I do think it was wise of Wizards not to include the shocklands as stamped foils in the faction packs. The amount of variation in cards is getting kind of extreme these days, and by the time you get to stuff like Masterpieces, each shockland will finish this block with at least seven printed versions. [SEVEN versions! The horror! For real though this should seriously be indicative of a problem. Over the long run, “The List” will help catalog duplication, but a lot of the damage has already been done, and the litany of thousands upon thousands of mundane Commander reprints of various cards is an amplifier of difficulty. I know Wizards would do a lot of stuff differently if they got to redo the evolution of Magic production. I guess we just have to accept the imperfection of how it is now, and mitigate as best way may.] Contrast that to cards like Volrath's Stronghold or City of Shadows, which will only ever have one version each.
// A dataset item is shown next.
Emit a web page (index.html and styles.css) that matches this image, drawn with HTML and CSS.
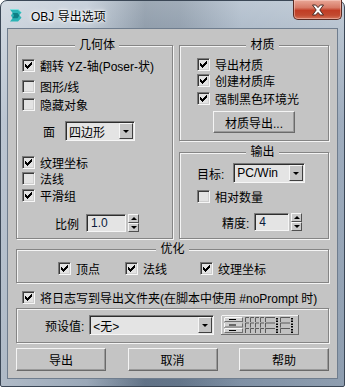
FILE: index.html
```html
<!DOCTYPE html>
<html>
<head>
<meta charset="utf-8">
<title>OBJ 导出选项</title>
<link rel="stylesheet" href="styles.css">
</head>
<body>
<div class="window">
  <div class="titlebar">
    <svg class="appicon" width="14" height="15" viewBox="0 0 14 15">
      <path d="M1 1.5h8l3.5 3-2.2 2.6 2.2 2.6-3.5 3.8H1l2.5-3.3L2 7.5l1.6-2.6z" fill="#2bb3b5"/>
      <path d="M3.6 4.9 5 7.5 3.5 10.2h5l1.8-2.7-1.8-2.6z" fill="#0f7f86"/>
      <path d="M1 1.5h8l3.5 3" fill="none" stroke="#7fe0df" stroke-width="1"/>
    </svg>
    <span class="title">OBJ 导出选项</span>
    <div class="close">
      <svg width="16" height="12" viewBox="0 0 16 12"><path d="M2.5 1h3.2L8 3.6 10.3 1h3.2L9.8 6l3.7 5h-3.2L8 8.4 5.7 11H2.5l3.7-5z" fill="#fff" stroke="#4a2a24" stroke-width="1"/></svg>
    </div>
  </div>
  <div class="client">
    <div class="top">
      <fieldset class="group geo">
        <legend>几何体</legend>
        <div class="row g1"><span class="cb"><svg class="chk" width="7" height="7" viewBox="0 0 7 7"><path d="M0 2h1v3H0zM1 3h1v3H1zM2 4h1v3H2zM3 3h1v3H3zM4 2h1v3H4zM5 1h1v3H5zM6 0h1v3H6z"/></svg></span>翻转 YZ-轴(Poser-状)</div>
        <div class="row g2"><span class="cb"></span>图形/线</div>
        <div class="row g3"><span class="cb"></span>隐藏对象</div>
        <div class="row tall g-face"><span class="lbl face">面</span>
          <div class="select w70"><span class="val">四边形</span><span class="drop"><i></i></span></div>
        </div>
        <div class="row g4"><span class="cb"><svg class="chk" width="7" height="7" viewBox="0 0 7 7"><path d="M0 2h1v3H0zM1 3h1v3H1zM2 4h1v3H2zM3 3h1v3H3zM4 2h1v3H4zM5 1h1v3H5zM6 0h1v3H6z"/></svg></span>纹理坐标</div>
        <div class="row g5"><span class="cb"></span>法线</div>
        <div class="row g6"><span class="cb"><svg class="chk" width="7" height="7" viewBox="0 0 7 7"><path d="M0 2h1v3H0zM1 3h1v3H1zM2 4h1v3H2zM3 3h1v3H3zM4 2h1v3H4zM5 1h1v3H5zM6 0h1v3H6z"/></svg></span>平滑组</div>
        <div class="row spinrow g-scale"><span class="lbl scale">比例</span>
          <div class="spin"><span class="field w40">1.0</span><span class="arrows"><span class="ab"><i class="up"></i></span><span class="ab"><i class="dn"></i></span></span></div>
        </div>
      </fieldset>
      <div class="rightcol">
        <fieldset class="group mat">
          <legend>材质</legend>
          <div class="row m1"><span class="cb"><svg class="chk" width="7" height="7" viewBox="0 0 7 7"><path d="M0 2h1v3H0zM1 3h1v3H1zM2 4h1v3H2zM3 3h1v3H3zM4 2h1v3H4zM5 1h1v3H5zM6 0h1v3H6z"/></svg></span>导出材质</div>
          <div class="row m2"><span class="cb"><svg class="chk" width="7" height="7" viewBox="0 0 7 7"><path d="M0 2h1v3H0zM1 3h1v3H1zM2 4h1v3H2zM3 3h1v3H3zM4 2h1v3H4zM5 1h1v3H5zM6 0h1v3H6z"/></svg></span>创建材质库</div>
          <div class="row m3"><span class="cb"><svg class="chk" width="7" height="7" viewBox="0 0 7 7"><path d="M0 2h1v3H0zM1 3h1v3H1zM2 4h1v3H2zM3 3h1v3H3zM4 2h1v3H4zM5 1h1v3H5zM6 0h1v3H6z"/></svg></span>强制黑色环境光</div>
          <div class="btn matbtn">材质导出...</div>
        </fieldset>
        <fieldset class="group out">
          <legend>输出</legend>
          <div class="row tall o1"><span class="lbl">目标:</span>
            <div class="select w72"><span class="val">PC/Win</span><span class="drop"><i></i></span></div>
          </div>
          <div class="row o2"><span class="cb"></span>相对数量</div>
          <div class="row spinrow o3"><span class="lbl prec">精度:</span>
            <div class="spin"><span class="field w35">4</span><span class="arrows"><span class="ab"><i class="up"></i></span><span class="ab"><i class="dn"></i></span></span></div>
          </div>
        </fieldset>
      </div>
    </div>
    <fieldset class="group opt">
      <legend>优化</legend>
      <div class="row optrow">
        <span class="item i1"><span class="cb"><svg class="chk" width="7" height="7" viewBox="0 0 7 7"><path d="M0 2h1v3H0zM1 3h1v3H1zM2 4h1v3H2zM3 3h1v3H3zM4 2h1v3H4zM5 1h1v3H5zM6 0h1v3H6z"/></svg></span>顶点</span>
        <span class="item i2"><span class="cb"><svg class="chk" width="7" height="7" viewBox="0 0 7 7"><path d="M0 2h1v3H0zM1 3h1v3H1zM2 4h1v3H2zM3 3h1v3H3zM4 2h1v3H4zM5 1h1v3H5zM6 0h1v3H6z"/></svg></span>法线</span>
        <span class="item i3"><span class="cb"><svg class="chk" width="7" height="7" viewBox="0 0 7 7"><path d="M0 2h1v3H0zM1 3h1v3H1zM2 4h1v3H2zM3 3h1v3H3zM4 2h1v3H4zM5 1h1v3H5zM6 0h1v3H6z"/></svg></span>纹理坐标</span>
      </div>
    </fieldset>
    <div class="row logrow"><span class="cb"><svg class="chk" width="7" height="7" viewBox="0 0 7 7"><path d="M0 2h1v3H0zM1 3h1v3H1zM2 4h1v3H2zM3 3h1v3H3zM4 2h1v3H4zM5 1h1v3H5zM6 0h1v3H6z"/></svg></span>将日志写到导出文件夹(在脚本中使用 #noPrompt 时)</div>
    <div class="group preset">
      <div class="row tall presetrow">
        <span class="lbl plabel">预设值:</span>
        <div class="select w125"><span class="val">&lt;无&gt;</span><span class="drop"><i></i></span></div>
        <svg class="pico" width="78" height="20" viewBox="0 0 78 20">
          <rect x="0.5" y="0.5" width="77" height="19" fill="#c2c2c2" stroke="#6e6e6e"/>
          <path d="M0.5 19V0.5H77" fill="none" stroke="#f4f4f4"/>
          <g id="prow">
            <rect x="3.5" y="2.5" width="18" height="4" fill="#d0d0d0" stroke="#707070"/>
            <path d="M3.5 6.5V2.5H21.5" fill="none" stroke="#fafafa"/>
            <path d="M8 4.5h7" stroke="#000"/>
            <path d="M24.5 7V2.5H28M29.5 7V2.5H33M34.5 7V2.5H38M39.5 7V2.5H43M44.5 7V2.5H54M59.5 7V2.5H69" fill="none" stroke="#5a5a5a"/>
            <rect x="55" y="3" width="2" height="1.5" fill="#000"/><rect x="55" y="5.5" width="2" height="1.5" fill="#000"/>
            <rect x="70" y="3" width="2" height="1.5" fill="#000"/><rect x="70" y="5.5" width="2" height="1.5" fill="#000"/>
          </g>
          <use href="#prow" y="5.5"/>
          <use href="#prow" y="11"/>
        </svg>
      </div>
    </div>
    <div class="buttons">
      <div class="btn big">导出</div>
      <div class="btn big">取消</div>
      <div class="btn big">帮助</div>
    </div>
  </div>
</div>
</body>
</html>
```

FILE: styles.css
```css
* { box-sizing: border-box; }
html, body { margin: 0; padding: 0; background: #ffffff; }
body {
  font-family: "Liberation Sans", "Noto Sans CJK SC", sans-serif;
  font-size: 12px;
  color: #000;
}
.window {
  width: 345px;
  height: 387px;
  border: 1px solid #3b4756;
  border-radius: 7px 7px 2px 2px;
  background:
    linear-gradient(90deg, rgba(255,255,255,0.45) 0%, rgba(255,255,255,0.3) 25%, rgba(0,0,0,0.12) 42%, rgba(0,0,0,0.1) 52%, rgba(255,255,255,0.12) 70%, rgba(255,255,255,0.22) 100%),
    linear-gradient(180deg, #b3c0ce 0px, #a4b3c3 30px, #8597ad 120px, #6e8299 387px);
  padding: 0 6px 7px 6px;
  display: flex;
  flex-direction: column;
  position: relative;
}
.titlebar {
  height: 27px;
  display: flex;
  align-items: center;
  padding-left: 2px;
}
.appicon { margin-top: 1px; }
.title {
  margin-left: 8px;
  font-family: "Liberation Sans", "Noto Sans CJK SC", sans-serif;
  font-size: 12px;
  color: #000;
  text-shadow: 0 0 6px #fff, 0 0 3px #fff, 0 0 2px #fff;
  margin-top: 1px;
}
.close {
  position: absolute;
  top: -1px;
  right: 2px;
  width: 49px;
  height: 20px;
  border: 1px solid #5b2b23;
  border-top: none;
  border-radius: 0 0 5px 5px;
  background: linear-gradient(180deg, #e9a898 0%, #d77a66 40%, #c13d25 55%, #c24a30 80%, #d4735a 100%);
  box-shadow: inset 0 0 0 1px rgba(255,220,210,0.45);
  display: flex;
  align-items: center;
  justify-content: center;
}
.client {
  flex: 1;
  background: #c4c4c4;
  border: 1px solid #6f7d8e;
  padding: 9px 8px 7px 8px;
  display: flex;
  flex-direction: column;
}
.top {
  display: flex;
  gap: 6px;
  align-items: flex-start;
}
.rightcol { display: flex; flex-direction: column; width: 150px; }
.group {
  margin: 0;
  padding: 0;
  min-width: 0;
  border: 1px solid #858585;
  box-shadow: 1px 1px 0 #f4f4f4, inset 1px 1px 0 #f4f4f4;
}
.group legend {
  margin: 0 auto;
  padding: 0 4px;
  line-height: 14px;
  height: 14px;
  background: #c4c4c4;
}
.row {
  display: flex;
  align-items: center;
  height: 16px;
  white-space: nowrap;
}
.row.tall { height: 20px; }
.row.spinrow { height: 18px; }
.cb {
  width: 13px;
  height: 13px;
  flex: none;
  margin-right: 5px;
  border: 1px solid;
  border-color: #7a7a7a #f6f6f6 #f6f6f6 #7a7a7a;
  box-shadow: inset 1px 1px 0 #3a3a3a, inset -1px -1px 0 #cfcfcf;
  background: #e3e3e3;
  display: flex;
  align-items: center;
  justify-content: center;
}
.chk { display: block; fill: #000; }

/* geometry group */
.geo { width: 157px; padding: 0 0 6px 5px; height: 201px; }
.g1 { margin-top: 5px; }
.g2 { margin-top: 5px; }
.g3 { margin-top: 2px; }
.g-face { margin-top: 9px; }
.g4 { margin-top: 13px; }
.g5 { margin-top: 0px; }
.g6 { margin-top: 1px; }
.g-scale { margin-top: 11px; }
.lbl { flex: none; }
.face { margin-left: 21px; margin-right: 10px; }
.scale { margin-left: 33px; margin-right: 7px; }

.select {
  height: 20px;
  display: flex;
  align-items: stretch;
  border: 1px solid;
  border-color: #7a7a7a #f6f6f6 #f6f6f6 #7a7a7a;
  box-shadow: inset 1px 1px 0 #2e2e2e;
  background: #e4e4e4;
  padding: 1px 1px 1px 1px;
}
.select .val { flex: 1; padding-left: 2px; display: flex; align-items: center; overflow: hidden; }
.select .drop {
  width: 14px;
  flex: none;
  background: #c4c4c4;
  border: 1px solid;
  border-color: #f6f6f6 #404040 #404040 #f6f6f6;
  display: flex;
  align-items: center;
  justify-content: center;
}
.select .drop i {
  width: 0; height: 0;
  border-left: 3px solid transparent;
  border-right: 3px solid transparent;
  border-top: 3px solid #000;
  margin-top: 1px;
}
.w70 { width: 70px; }
.w72 { width: 72px; }
.w125 { width: 125px; }

.spin { display: flex; height: 18px; gap: 2px; }
.spin .field {
  height: 18px;
  border: 1px solid;
  border-color: #7a7a7a #f6f6f6 #f6f6f6 #7a7a7a;
  box-shadow: inset 1px 1px 0 #2e2e2e;
  background: #e4e4e4;
  padding-left: 4px;
  display: flex;
  align-items: center;
  color: #0a1a3a;
}
.w40 { width: 40px; }
.w35 { width: 35px; }
.spin .arrows { display: flex; flex-direction: column; width: 11px; }
.spin .ab {
  height: 9px;
  background: #cacaca;
  border: 1px solid;
  border-color: #f6f6f6 #505050 #505050 #f6f6f6;
  display: flex;
  align-items: center;
  justify-content: center;
}
.spin .ab i { width: 0; height: 0; border-left: 3px solid transparent; border-right: 3px solid transparent; }
.spin .ab i.up { border-bottom: 3px solid #000; }
.spin .ab i.dn { border-top: 3px solid #000; }

/* material group */
.mat { width: 150px; padding: 0 0 7px 17px; }
.m1 { margin-top: 4px; }
.m2 { margin-top: 0; }
.m3 { margin-top: 2px; }
.btn {
  display: flex;
  align-items: center;
  justify-content: center;
  background: #c4c4c4;
  border: 1px solid;
  border-color: #f4f4f4 #6a6a6a #6a6a6a #f4f4f4;
  box-shadow: inset -1px -1px 0 #9a9a9a;
}
.matbtn { width: 82px; height: 22px; margin-top: 5px; margin-left: 16px; }

/* output group */
.out { width: 150px; margin-top: 4px; padding: 0 0 7px 17px; height: 94px; }
.o1 { margin-top: 4px; }
.o1 .lbl { margin-right: 9px; }
.o2 { margin-top: 5px; }
.o3 { margin-top: 9px; }
.prec { margin-left: 25px; margin-right: 5px; }

/* optimize */
.opt { width: 313px; margin-top: 3px; padding: 0 0 6px 0; }
.optrow { margin-top: 4px; }
.item { display: flex; align-items: center; }
.i1 { margin-left: 41px; }
.i2 { margin-left: 25px; }
.i3 { margin-left: 33px; }

.logrow { margin-top: 6px; padding-left: 6px; }

.preset { width: 313px; margin-top: 3px; padding: 6px 0 7px 0; }
.plabel { margin-left: 28px; margin-right: 5px; }
.pico { margin-left: 7px; display: block; }

.buttons {
  display: flex;
  justify-content: space-between;
  margin-top: 5px;
}
.btn.big { width: 90px; height: 23px; }
```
I'm as anti-Reserved-List as you like, but there's something to be said for introducing a little prominence economy into Magic's long-term production outlook.
Heading into release weekend, we may see a lot of questions answered. Will Mythic Edition Boxes, exclusive to Hasbro's online store and Channel Fireball's Grand Prix events, depress demand for regular booster boxes? [They did not, at least not very much.] With Wizards selling direct through Amazon, Target, and Walmart, making a mockery of their own MSRP as they go, how will supply and pricing behave downstream? [This was a bigger problem.] Will this be like Dominaria where every independent store that doesn't go with the flow gets healthy as their competitors' supply of product dries up too quickly at bottom dollar? [Bottom dollar “won,” except that holding tight “won” for those who could stand to do it.] And for that matter, will people wait for the Guild Decks or whatever the hell they are in early November, rather than buying now? I've made my preparations, and now we will see how things unfold.